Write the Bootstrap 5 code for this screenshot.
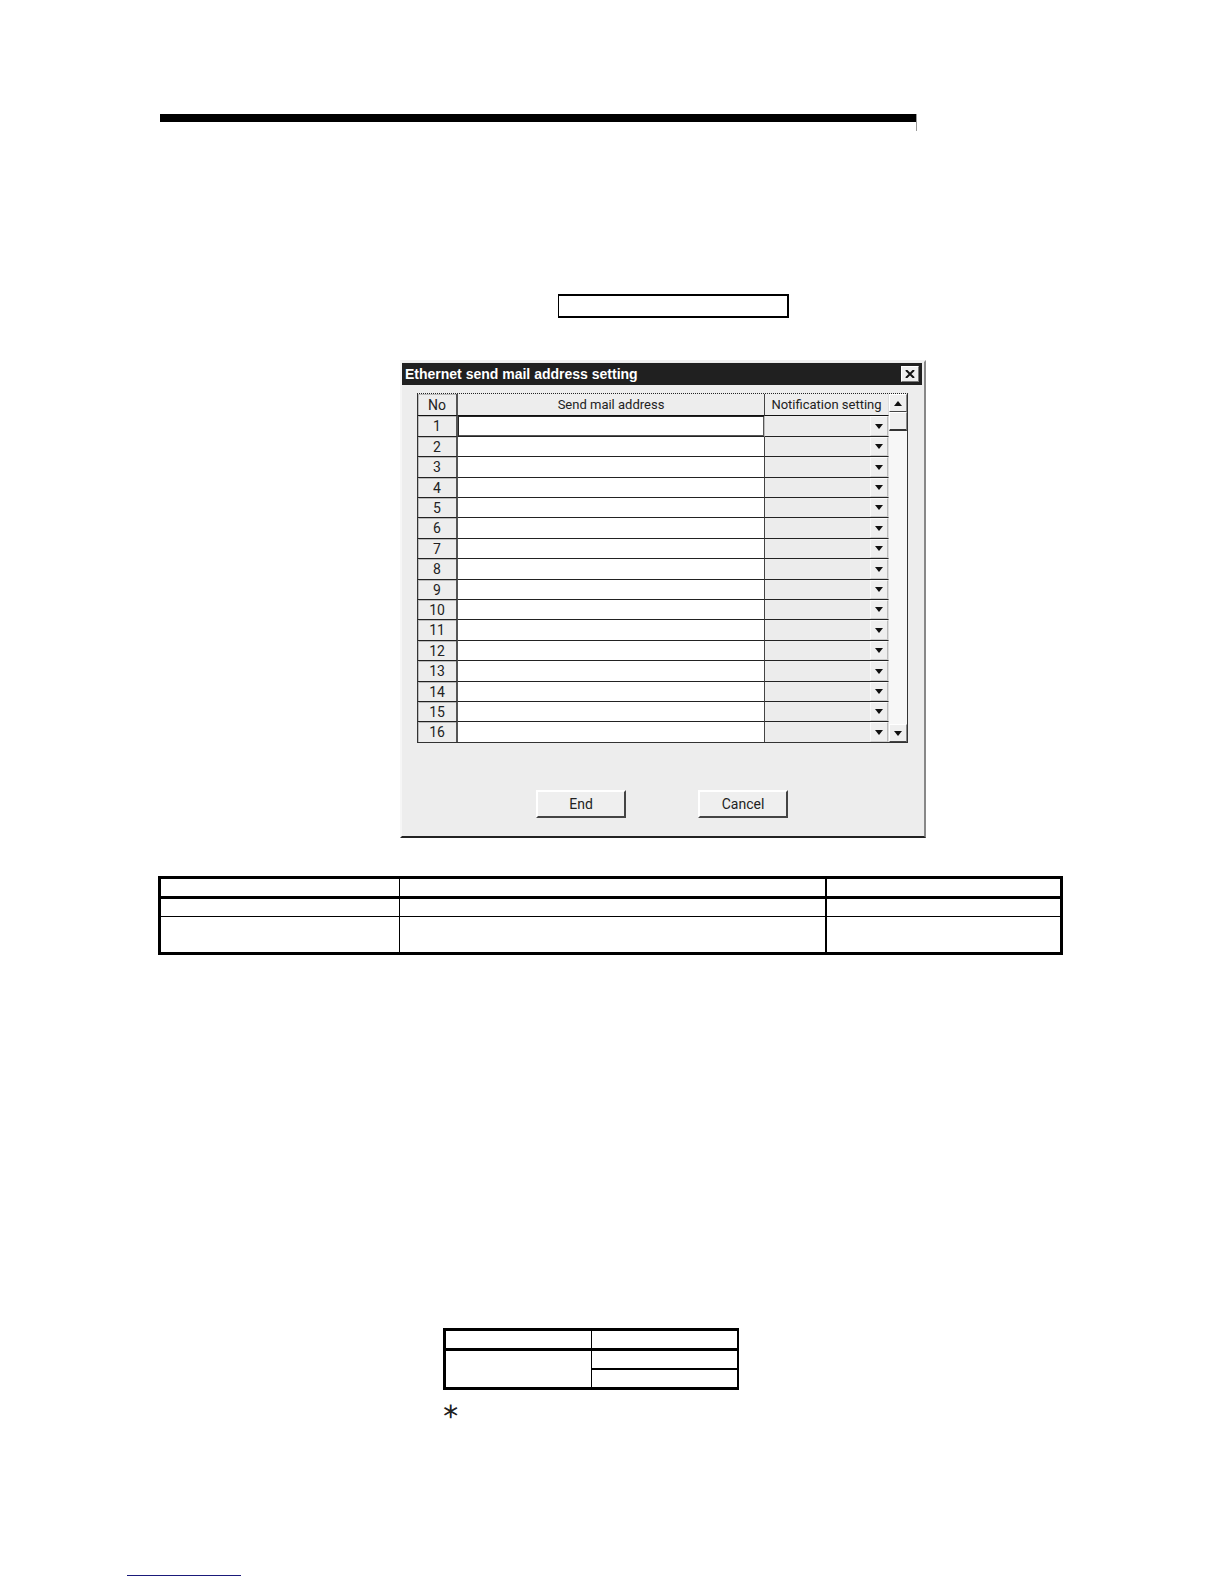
<!DOCTYPE html>
<html lang="en">
<head>
<meta charset="utf-8">
<meta name="viewport" content="width=device-width, initial-scale=1">
<title>Ethernet send mail address setting</title>
<link href="https://cdn.jsdelivr.net/npm/bootstrap@5.3.0/dist/css/bootstrap.min.css" rel="stylesheet">
<style>
body { background: #fff; color: #000; font-family: "Liberation Sans", Arial, sans-serif; }
.manual-page { padding: 114px 161px 8px 158px; }
.top-rule { height: 17px; max-width: 757px; margin-left: 2px; border-right: 1px solid #999; }
.top-rule::before { content: ""; display: block; height: 8px; background: #000; }
.name-box { width: 231px; height: 24px; margin: 163px 0 42px 400px; border: 2px solid #000; border-left-width: 1px; }
.dialog-win { max-width: 526px; margin-left: 242px; background: #ededed; border: 2px solid #f6f6f6; border-top-color: #f0f0f0; border-right-color: #888; border-bottom-color: #222; font-family: Roboto, "Liberation Sans", sans-serif; font-size: 13px; line-height: 20px; color: #222; padding-top: 1px; }
.title-strip { height: 22px; margin-right: 2px; padding: 0 3px; background: #202020; color: #fff; }
.title-strip h1 { font: bold 14px/20px "Liberation Sans", Arial, sans-serif; }
.close-btn { width: 18px; height: 16px; background: #eee; border: 1px solid #fff; border-right-color: #777; border-bottom-color: #777; }
.grid-wrap { margin: 8px 16px 0 15px; border: 1px solid #333; border-top: 1px dotted #222; }
.mail-grid { width: 100%; border-collapse: separate; border-spacing: 0; table-layout: fixed; }
.mail-grid th { font-weight: 400; text-align: center; padding: 0; background: #ededed; white-space: nowrap; }
.mail-grid th, .mail-grid td { border-right: 1px solid #444; border-bottom: 1px solid #222; padding: 0; line-height: 18px; }
.mail-grid th:first-child { border-right: 2px solid #555; box-shadow: inset 1px 1px #bbb; font-size: 14px; }
.mail-grid tr > :last-child { border-right-color: #ddd; }
.mail-grid thead tr { height: 22px; }
.mail-grid thead th { border-bottom-color: #111; }
.mail-grid tbody tr { height: 20px; }
.mail-grid tbody tr:nth-child(5n+1), .mail-grid tbody tr:nth-child(5n+3) { height: 21px; }
.mail-grid tbody tr:last-child { height: 20px; }
.mail-grid tbody tr:last-child > * { border-bottom: 0; }
.mail-grid td { position: relative; background: #fff; }
.mail-grid td:last-child { background: #ececec; }
.col-no { width: 40px; }
.col-set { width: 124px; }
.mail-grid input, .mail-grid select { display: block; width: 100%; height: 18px; padding: 0 4px; border: 0; border-radius: 0; background: transparent; appearance: none; font: inherit; }
.mail-grid tbody tr:first-child td:nth-child(2) { box-shadow: inset 1px 1px #222, inset -1px -1px #555; border-right-color: #bbb; }
.drop-mark { position: absolute; right: 0; top: 0; bottom: 0; width: 18px; background: #efefef; border: 1px solid #fafafa; border-right-color: #bbb; border-bottom-color: #ccc; pointer-events: none; }
.scroll-col { width: 18px; background: #f7f7f7; }
.scroll-btn { height: 18px; background: #efefef; border: 1px solid #fff; border-right-color: #888; border-bottom-color: #444; }
.scroll-thumb { height: 19px; background: #efefef; border: 1px solid #fff; border-right-color: #888; border-bottom: 2px solid #333; }
.dialog-actions { gap: 72px; padding: 47px 0 18px 134px; }
.push-btn { width: 90px; height: 28px; background: #efefef; border: 2px solid #fff; border-right-color: #444; border-bottom-color: #444; border-radius: 0; color: #222; font-size: 14px; }
.ruled { border-collapse: separate; border-spacing: 0; table-layout: fixed; border: 3px solid #000; width: 100%; }
.ruled th, .ruled td { padding: 0; border: 0 solid #000; }
.ruled th { border-bottom-width: 3px; height: 20px; }
.spec-table { margin-top: 38px; }
.spec-table tr > :nth-child(1) { border-right-width: 1px; }
.spec-table tr > :nth-child(2) { border-right-width: 2px; }
.spec-table td { height: 17px; border-bottom-width: 1px; }
.spec-table tbody tr:first-child td { height: 18px; }
.spec-table tbody tr:last-child td { height: 35px; border-bottom-width: 0; }
.value-table { margin: 373px 0 0 285px; max-width: 296px; border-right-width: 2px; }
.value-table tr > :first-child:not(.sub-cell) { border-right-width: 1px; }
.value-table td { height: 17px; }
.value-table .rule-cell { height: 19px; border-bottom-width: 2px; }
.note-mark { margin: 9px 0 0 284px; font: 200 28px/24px "DejaVu Sans Light", "DejaVu Sans", sans-serif; -webkit-text-stroke: 1px #222; }
.foot-link { display: block; width: 114px; height: 24px; margin: 129px 0 0 -31px; border-bottom: 1px solid #1a1a7a; }
</style>
</head>
<body>
<main class="manual-page">
  <div class="top-rule"></div>
  <div class="name-box"></div>

  <section class="dialog-win" aria-labelledby="dlgTitle">
    <header class="title-strip d-flex align-items-center justify-content-between">
      <h1 id="dlgTitle" class="m-0 text-nowrap">Ethernet send mail address setting</h1>
      <button type="button" class="close-btn p-0 d-flex align-items-center justify-content-center" aria-label="Close">
        <svg width="10" height="8" viewBox="0 0 10 8"><path d="M1 0l8 8M9 0L1 8" stroke="#111" stroke-width="2" fill="none"/></svg>
      </button>
    </header>
    <div class="grid-wrap d-flex">
      <div class="flex-grow-1">
        <table class="mail-grid">
          <colgroup><col class="col-no"><col><col class="col-set"></colgroup>
          <thead><tr><th scope="col">No</th><th scope="col">Send mail address</th><th scope="col">Notification setting</th></tr></thead>
          <tbody id="mailRows"></tbody>
        </table>
      </div>
      <div class="scroll-col d-flex flex-column flex-shrink-0">
        <button type="button" class="scroll-btn p-0 d-flex align-items-center justify-content-center" aria-label="Scroll up"><svg width="8" height="5" viewBox="0 0 8 5"><path d="M0 5h8L4 0z" fill="#111"/></svg></button>
        <div class="scroll-thumb"></div>
        <button type="button" class="scroll-btn p-0 mt-auto d-flex align-items-center justify-content-center" aria-label="Scroll down"><svg width="8" height="5" viewBox="0 0 8 5"><path d="M0 0h8L4 5z" fill="#111"/></svg></button>
      </div>
    </div>
    <div class="dialog-actions d-flex">
      <button type="button" class="push-btn p-0">End</button>
      <button type="button" class="push-btn p-0">Cancel</button>
    </div>
  </section>

  <table class="ruled spec-table">
    <colgroup><col style="width:26.6%"><col style="width:47.5%"><col></colgroup>
    <thead><tr><th></th><th></th><th></th></tr></thead>
    <tbody><tr><td></td><td></td><td></td></tr><tr><td></td><td></td><td></td></tr></tbody>
  </table>

  <table class="ruled value-table">
    <thead><tr><th></th><th></th></tr></thead>
    <tbody><tr><td rowspan="2"></td><td class="rule-cell"></td></tr><tr><td class="sub-cell"></td></tr></tbody>
  </table>
  <p class="note-mark">∗</p>
  <a class="foot-link" href="#" aria-label="Manual link"></a>
</main>
<script src="https://cdn.jsdelivr.net/npm/bootstrap@5.3.0/dist/js/bootstrap.bundle.min.js"></script>
<script>
const rows = document.getElementById('mailRows');
for (let n = 1; n <= 16; n++) {
  rows.insertAdjacentHTML('beforeend', `<tr><th scope="row">${n}</th>
    <td><input type="email" aria-label="Send mail address ${n}"></td>
    <td><select aria-label="Notification setting ${n}"><option></option></select>
    <span class="drop-mark d-flex align-items-center justify-content-center"><svg width="8" height="5" viewBox="0 0 8 5"><path d="M0 0h8L4 5z" fill="#111"/></svg></span></td></tr>`);
}
</script>
</body>
</html>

# # #

*EXERCISE*: Copy all the lines of data exactly as they appear, dropping any images.

*THE RESPONSE*:
Write the Bootstrap 5 code for this screenshot.
<!DOCTYPE html>
<html lang="en">
<head>
<meta charset="utf-8">
<meta name="viewport" content="width=device-width, initial-scale=1">
<title>Ethernet send mail address setting</title>
<link href="https://cdn.jsdelivr.net/npm/bootstrap@5.3.0/dist/css/bootstrap.min.css" rel="stylesheet">
<style>
body { background: #fff; color: #000; font-family: "Liberation Sans", Arial, sans-serif; }
.manual-page { padding: 114px 161px 8px 158px; }
.top-rule { height: 17px; max-width: 757px; margin-left: 2px; border-right: 1px solid #999; }
.top-rule::before { content: ""; display: block; height: 8px; background: #000; }
.name-box { width: 231px; height: 24px; margin: 163px 0 42px 400px; border: 2px solid #000; border-left-width: 1px; }
.dialog-win { max-width: 526px; margin-left: 242px; background: #ededed; border: 2px solid #f6f6f6; border-top-color: #f0f0f0; border-right-color: #888; border-bottom-color: #222; font-family: Roboto, "Liberation Sans", sans-serif; font-size: 13px; line-height: 20px; color: #222; padding-top: 1px; }
.title-strip { height: 22px; margin-right: 2px; padding: 0 3px; background: #202020; color: #fff; }
.title-strip h1 { font: bold 14px/20px "Liberation Sans", Arial, sans-serif; }
.close-btn { width: 18px; height: 16px; background: #eee; border: 1px solid #fff; border-right-color: #777; border-bottom-color: #777; }
.grid-wrap { margin: 8px 16px 0 15px; border: 1px solid #333; border-top: 1px dotted #222; }
.mail-grid { width: 100%; border-collapse: separate; border-spacing: 0; table-layout: fixed; }
.mail-grid th { font-weight: 400; text-align: center; padding: 0; background: #ededed; white-space: nowrap; }
.mail-grid th, .mail-grid td { border-right: 1px solid #444; border-bottom: 1px solid #222; padding: 0; line-height: 18px; }
.mail-grid th:first-child { border-right: 2px solid #555; box-shadow: inset 1px 1px #bbb; font-size: 14px; }
.mail-grid tr > :last-child { border-right-color: #ddd; }
.mail-grid thead tr { height: 22px; }
.mail-grid thead th { border-bottom-color: #111; }
.mail-grid tbody tr { height: 20px; }
.mail-grid tbody tr:nth-child(5n+1), .mail-grid tbody tr:nth-child(5n+3) { height: 21px; }
.mail-grid tbody tr:last-child { height: 20px; }
.mail-grid tbody tr:last-child > * { border-bottom: 0; }
.mail-grid td { position: relative; background: #fff; }
.mail-grid td:last-child { background: #ececec; }
.col-no { width: 40px; }
.col-set { width: 124px; }
.mail-grid input, .mail-grid select { display: block; width: 100%; height: 18px; padding: 0 4px; border: 0; border-radius: 0; background: transparent; appearance: none; font: inherit; }
.mail-grid tbody tr:first-child td:nth-child(2) { box-shadow: inset 1px 1px #222, inset -1px -1px #555; border-right-color: #bbb; }
.drop-mark { position: absolute; right: 0; top: 0; bottom: 0; width: 18px; background: #efefef; border: 1px solid #fafafa; border-right-color: #bbb; border-bottom-color: #ccc; pointer-events: none; }
.scroll-col { width: 18px; background: #f7f7f7; }
.scroll-btn { height: 18px; background: #efefef; border: 1px solid #fff; border-right-color: #888; border-bottom-color: #444; }
.scroll-thumb { height: 19px; background: #efefef; border: 1px solid #fff; border-right-color: #888; border-bottom: 2px solid #333; }
.dialog-actions { gap: 72px; padding: 47px 0 18px 134px; }
.push-btn { width: 90px; height: 28px; background: #efefef; border: 2px solid #fff; border-right-color: #444; border-bottom-color: #444; border-radius: 0; color: #222; font-size: 14px; }
.ruled { border-collapse: separate; border-spacing: 0; table-layout: fixed; border: 3px solid #000; width: 100%; }
.ruled th, .ruled td { padding: 0; border: 0 solid #000; }
.ruled th { border-bottom-width: 3px; height: 20px; }
.spec-table { margin-top: 38px; }
.spec-table tr > :nth-child(1) { border-right-width: 1px; }
.spec-table tr > :nth-child(2) { border-right-width: 2px; }
.spec-table td { height: 17px; border-bottom-width: 1px; }
.spec-table tbody tr:first-child td { height: 18px; }
.spec-table tbody tr:last-child td { height: 35px; border-bottom-width: 0; }
.value-table { margin: 373px 0 0 285px; max-width: 296px; border-right-width: 2px; }
.value-table tr > :first-child:not(.sub-cell) { border-right-width: 1px; }
.value-table td { height: 17px; }
.value-table .rule-cell { height: 19px; border-bottom-width: 2px; }
.note-mark { margin: 9px 0 0 284px; font: 200 28px/24px "DejaVu Sans Light", "DejaVu Sans", sans-serif; -webkit-text-stroke: 1px #222; }
.foot-link { display: block; width: 114px; height: 24px; margin: 129px 0 0 -31px; border-bottom: 1px solid #1a1a7a; }
</style>
</head>
<body>
<main class="manual-page">
  <div class="top-rule"></div>
  <div class="name-box"></div>

  <section class="dialog-win" aria-labelledby="dlgTitle">
    <header class="title-strip d-flex align-items-center justify-content-between">
      <h1 id="dlgTitle" class="m-0 text-nowrap">Ethernet send mail address setting</h1>
      <button type="button" class="close-btn p-0 d-flex align-items-center justify-content-center" aria-label="Close">
        <svg width="10" height="8" viewBox="0 0 10 8"><path d="M1 0l8 8M9 0L1 8" stroke="#111" stroke-width="2" fill="none"/></svg>
      </button>
    </header>
    <div class="grid-wrap d-flex">
      <div class="flex-grow-1">
        <table class="mail-grid">
          <colgroup><col class="col-no"><col><col class="col-set"></colgroup>
          <thead><tr><th scope="col">No</th><th scope="col">Send mail address</th><th scope="col">Notification setting</th></tr></thead>
          <tbody id="mailRows"></tbody>
        </table>
      </div>
      <div class="scroll-col d-flex flex-column flex-shrink-0">
        <button type="button" class="scroll-btn p-0 d-flex align-items-center justify-content-center" aria-label="Scroll up"><svg width="8" height="5" viewBox="0 0 8 5"><path d="M0 5h8L4 0z" fill="#111"/></svg></button>
        <div class="scroll-thumb"></div>
        <button type="button" class="scroll-btn p-0 mt-auto d-flex align-items-center justify-content-center" aria-label="Scroll down"><svg width="8" height="5" viewBox="0 0 8 5"><path d="M0 0h8L4 5z" fill="#111"/></svg></button>
      </div>
    </div>
    <div class="dialog-actions d-flex">
      <button type="button" class="push-btn p-0">End</button>
      <button type="button" class="push-btn p-0">Cancel</button>
    </div>
  </section>

  <table class="ruled spec-table">
    <colgroup><col style="width:26.6%"><col style="width:47.5%"><col></colgroup>
    <thead><tr><th></th><th></th><th></th></tr></thead>
    <tbody><tr><td></td><td></td><td></td></tr><tr><td></td><td></td><td></td></tr></tbody>
  </table>

  <table class="ruled value-table">
    <thead><tr><th></th><th></th></tr></thead>
    <tbody><tr><td rowspan="2"></td><td class="rule-cell"></td></tr><tr><td class="sub-cell"></td></tr></tbody>
  </table>
  <p class="note-mark">∗</p>
  <a class="foot-link" href="#" aria-label="Manual link"></a>
</main>
<script src="https://cdn.jsdelivr.net/npm/bootstrap@5.3.0/dist/js/bootstrap.bundle.min.js"></script>
<script>
const rows = document.getElementById('mailRows');
for (let n = 1; n <= 16; n++) {
  rows.insertAdjacentHTML('beforeend', `<tr><th scope="row">${n}</th>
    <td><input type="email" aria-label="Send mail address ${n}"></td>
    <td><select aria-label="Notification setting ${n}"><option></option></select>
    <span class="drop-mark d-flex align-items-center justify-content-center"><svg width="8" height="5" viewBox="0 0 8 5"><path d="M0 0h8L4 5z" fill="#111"/></svg></span></td></tr>`);
}
</script>
</body>
</html>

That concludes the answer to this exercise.